In summer 1926, her brother He Long was commanding the 1st Division, 9th Corps of the National Revolutionary Army to start the Northern Expedition from Tongren (Guizhou province). He Ying and Sangzhi militia led by Wen Nanfu, Li Yunqing and Liu Yujei, attacked Sangzhi city and got rid of many officers. He Ying was welcomed by the masses and those of all walks of life to Sangzhi city. Following its stationing in the city, He Ying's troops adhered to strict disciplines.

In 1927, He Ying went to Wuhan with He Long and He Mangu. Affected by the Revolution, He Long battled and He Ying followed him. When they got home, He Ying devoted herself to the army expansion. Hundreds of soldiers enlisted within a month.

He Ying was skilled in martial arts. Once she came to a bandit den and personally captured their leader. She enlisted those bandits.

In spring 1928, He Long and military leader Zhou Yiqun were assigned to set up a revolutionary base in Western Hunan-Hubei Area. He Ying turned her troops over to her brother and Zhou Yiqun and threw herself into the work of Sangzhi Uprising. She had made a great contribution to revolutionary base setting. Although she did not join the Communist Party He Ying led its guerrilla forces. She was wounded in many battles and saved many people.

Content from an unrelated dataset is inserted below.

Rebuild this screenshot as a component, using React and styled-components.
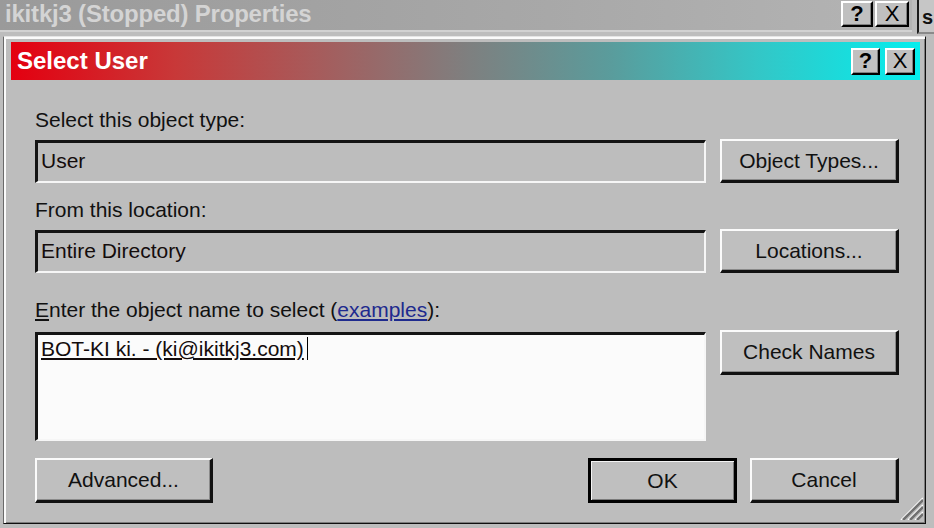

In October 1929, after the Red Army suffered a setback in Zhuang Erping War, He Ying led her troops to deal with the aftermath.

In spring 1930, when He Long took away the Red Army's main forces to the East of Hong lake, He Ying and her guerrilla forces stayed to coordinate with the Red Army's main forces.

During the War against “Encirclement and Suppression” in 1932, He Ying and her soldiers were hemmed in on all sides by the Kuomintang, but she refused to give up. She struggled and finally survived.

On the early morning of May 5, 1933, informed by a traitor, the enemy beset the guerrilla’s station, but she was wounded and died.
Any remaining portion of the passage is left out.